Well, so far, the only thing voting Liberal has cost is Harper’s job. In a surprising victory, the Liberal Party’s Justin Trudeau swept into the prime minister’s office. Trudeau is young, the son of a very famous former prime minister of Canada named Pierre Trudeau. He is only 43 years old.

While Trudeau’s party is called the Liberal Party, it is probably more accurately described as the middle-of-the-road party, or maybe the moderate party. The New Democratic Party is the more progressive of the three major groups. While the New Democratic Party started out strong, it faded in the final weeks of the two-and-half-month campaign season.

Trudeau ran pretty much on an agenda of positivity, rocketing from a distant third to the seat of power. His campaign contrasted well with the agenda of Harper, who has beefed up the country’s security infrastructure, expanded domestic surveillance, and repeatedly warned of threats like terrorism. In the nearly 10 years that Harper was in power, Canadian foreign policy was as hawkish as its ever been.

“This is what positive politics can do. This is what a positive, hopeful vision, and a platform and a team together can make happen,” Trudeau said in his victory speech. He then promised “sunny ways” for all Canadians.


You almost wonder if Russian President Vladimir Putin read this story from Agence France-Presse yesterday. It ran in a lot of newspapers and online media. Most versions of the headline read something like, “Despite Russia’s air campaign, battle-weary Syrian troops struggle to regain ground.”

That was yesterday. Today, Russian airstrikes killed 45 people in the northwestern coastal region of Latakia. And it looks like one of them was a prominent rebel commander. The leader was part of a grouping of opposition fighters that receives support from the United States. It’s really not a major leap to say that Russia and the United States are essentially fighting each other in Syria.

Those same airstrikes, of course, as they almost always do, also killed civilians. The fear of bombing from above, whether from the Syrian air force or the Russian air force or the American air force or the Turkish air force or any number of other air forces, is a constant threat for Syrian civilians. It’s a big part of the reason why they’ve been fleeing the country by the millions.

But now fast approaching is another threat: winter. Syrians displaced from their homes, either inside the country or outside the country, are making a mad-dash for possibly friendlier places before the wind, the cold and the snow all set in. Thousands are piling up on the borders of Slovenia, and the tiny country is entirely overwhelmed. It has called in the army to help. Refugees standing face-to-face with soldiers is never a good look.

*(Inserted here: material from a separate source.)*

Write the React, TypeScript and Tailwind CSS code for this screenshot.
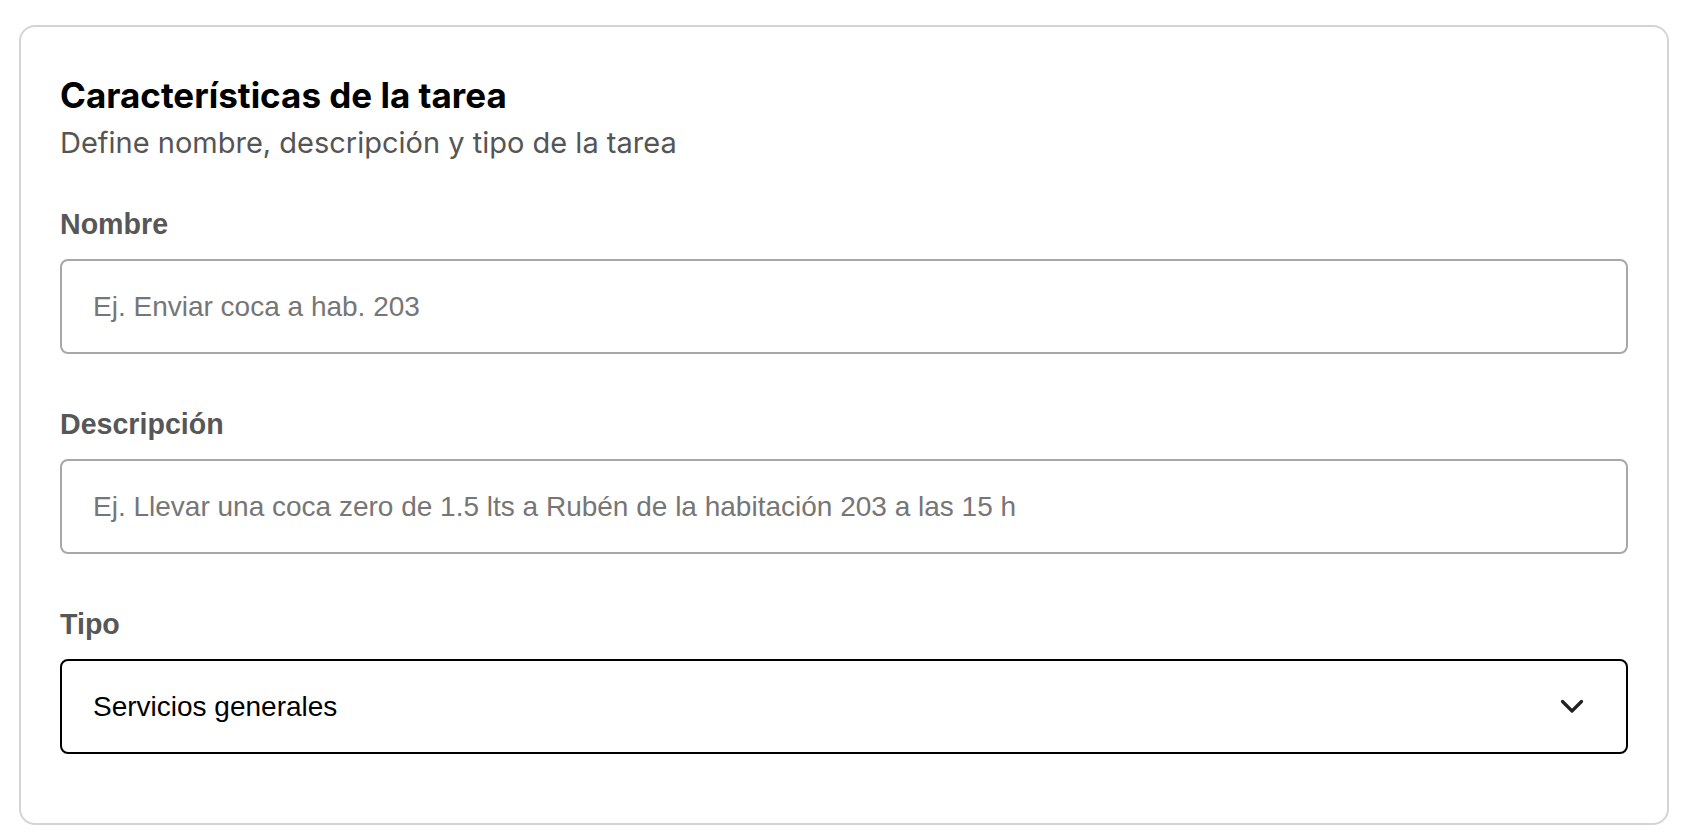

Slovenia has called out much of the European Union for not taking in more of the millions of people now seeking asylum, saying it is “delusional” to expect individual countries to deal with what amounts to the worst refugee crisis since World War II. The EU is trying to come up with a plan, but the plan mostly involves paying other countries to deal with the problem.


This is incredible. Former Ukrainian President Viktor Yanukovych is suing his own country at the European Court of Human Rights.

A little reminder: Yanukovych was toppled by popular protests before fleeing to Russia, where he remains today. The former leader was one of the world’s most fabulously corrupt. His mansion, which was ransacked after he left, is a thing of ostentatious, dystopian beauty.

Aside from the extreme corruption and graft, Yanukovych also approved a violent crackdown on peaceful protesters. It is really probably in his best interest to just lay low.